I then went ahead and created a second branch: -
git branch dave2
git switch dave2
git fetch origin && git rebase origin/main
and again added/changed some code, committed it, and pushed the new branch upstream
All seemed fine ...
And I did the same for two more branches - dave3 and dave4 - with a PR for each branch being reviewed/approved and merged into main.
And then I found, when merging in separate Pull Request, that my changes from dave2 overwrote the changes made in dave1.
Which was weird....
A colleague helped explain ...
I see the 4 PRs were created from a shared branch instead of independently being created from main. That could explain the unexpected behavior where they kept rewriting each other.

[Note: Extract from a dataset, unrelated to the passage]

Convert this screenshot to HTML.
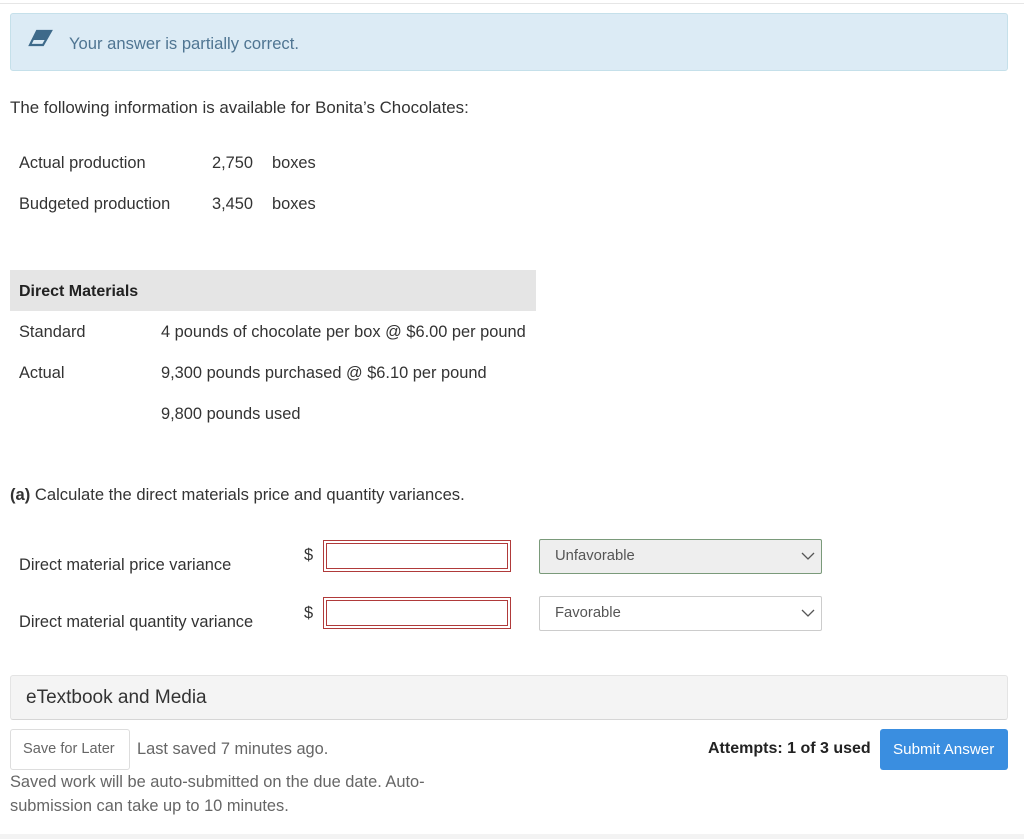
<!DOCTYPE html>
<html><head><meta charset="utf-8"><style>
body{margin:0;width:1024px;height:839px;background:#fff;font-family:"Liberation Sans",sans-serif;color:#333;position:relative;overflow:hidden}
.a{position:absolute;white-space:nowrap;font-size:16.4px}
.top{position:absolute;left:0;top:3px;width:1024px;border-top:1px solid #e6e6e6}
.alert{position:absolute;left:10px;top:13px;width:996px;height:56px;background:#dcebf5;border:1px solid #c5e0ea;border-radius:3px}
.inp{position:absolute;left:323px;width:186px;height:30px;border:1px solid #b03a3a;box-shadow:inset 0 0 0 2px #fff,inset 0 0 0 3px #b03a3a}
.sel{position:absolute;left:539px;width:281px;height:33px;border:1px solid #ccc;border-radius:2px;font-size:14.8px;color:#555}
.sel span{position:absolute;left:15px;top:8px}
.sel svg{position:absolute;right:6px;top:12px}
</style></head><body>
<div class="top"></div>
<div class="alert">
<svg style="position:absolute;left:17px;top:15px" width="26" height="20" viewBox="0 0 26 20"><path d="M9 2h14l-8 14H2z" fill="none" stroke="#3e6a8a" stroke-width="2.2"/><path d="M9 2h14l-5 9H3.5z" fill="#3e6a8a"/></svg>
<div class="a" style="left:58px;top:20px;color:#4f7592;font-size:16.6px">Your answer is partially correct.</div>
</div>
<div class="a" style="left:10px;top:98px;font-size:16.9px">The following information is available for Bonita’s Chocolates:</div>
<div class="a" style="left:19px;top:154px">Actual production</div>
<div class="a" style="left:212px;top:154px">2,750</div>
<div class="a" style="left:272px;top:154px">boxes</div>
<div class="a" style="left:19px;top:195px">Budgeted production</div>
<div class="a" style="left:212px;top:195px">3,450</div>
<div class="a" style="left:272px;top:195px">boxes</div>
<div style="position:absolute;left:10px;top:270px;width:526px;height:41px;background:#e5e5e5"></div>
<div class="a" style="left:19px;top:283px;font-weight:bold;color:#222;font-size:16px">Direct Materials</div>
<div class="a" style="left:19px;top:323px">Standard</div>
<div class="a" style="left:161px;top:323px">4 pounds of chocolate per box @ $6.00 per pound</div>
<div class="a" style="left:19px;top:364px">Actual</div>
<div class="a" style="left:161px;top:364px">9,300 pounds purchased @ $6.10 per pound</div>
<div class="a" style="left:161px;top:405px">9,800 pounds used</div>
<div class="a" style="left:10px;top:485px;font-size:16.6px"><b>(a)</b> Calculate the direct materials price and quantity variances.</div>
<div class="a" style="left:19px;top:556px">Direct material price variance</div>
<div class="a" style="left:19px;top:613px">Direct material quantity variance</div>
<div class="a" style="left:304px;top:546px">$</div>
<div class="a" style="left:304px;top:604px">$</div>
<div class="inp" style="top:540px"></div>
<div class="inp" style="top:597px"></div>
<div class="sel" style="top:539px;background:#eee;border-color:#7a9a7a"><span>Unfavorable</span><svg width="14" height="9"><path d="M1 1l6 6 6-6" fill="none" stroke="#555" stroke-width="1.3"/></svg></div>
<div class="sel" style="top:596px;background:#fff"><span>Favorable</span><svg width="14" height="9"><path d="M1 1l6 6 6-6" fill="none" stroke="#555" stroke-width="1.3"/></svg></div>
<div style="position:absolute;left:10px;top:675px;width:996px;height:43px;background:#f4f4f4;border:1px solid #e4e4e4;border-bottom-color:#d6d6d6;border-radius:3px"></div>
<div class="a" style="left:26px;top:687px;font-size:19px;color:#333">eTextbook and Media</div>
<div style="position:absolute;left:10px;top:729px;width:118px;height:39px;border:1px solid #ddd;border-radius:3px"></div>
<div class="a" style="left:23px;top:741px;font-size:14.6px;color:#666">Save for Later</div>
<div class="a" style="left:137px;top:740px;color:#666">Last saved 7 minutes ago.</div>
<div class="a" style="left:10px;top:773px;color:#666">Saved work will be auto-submitted on the due date. Auto-</div>
<div class="a" style="left:10px;top:797px;color:#666">submission can take up to 10 minutes.</div>
<div class="a" style="left:708px;top:740px;font-weight:bold;color:#222;font-size:16px">Attempts: 1 of 3 used</div>
<div style="position:absolute;left:880px;top:729px;width:128px;height:41px;background:#3a8ee0;border-radius:3px"></div>
<div class="a" style="left:893px;top:741px;color:#fff;font-size:15.2px">Submit Answer</div>
<div style="position:absolute;left:0;top:834px;width:1024px;height:5px;background:#f3f3f3"></div>
</body></html>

He went onto explain how to avoid the issue ...
When you run git checkout -b branchname it creates a branch branching off of your current branch.
I am used to running git checkout main; git checkout -b branchname to ensure my branches are direct branches off of main. That helps rebase them based on other PRs merging to main.
which worked a treat
So, now I've learned this, and am trying hard to add this to my "muscle memory" ...
git clone -b main git@github.com:snafu/foobar@github.com
cd foobar
git fetch origin && git rebase origin/main
git checkout main; git checkout -b dave1
etc.
We shall see if that sticks ....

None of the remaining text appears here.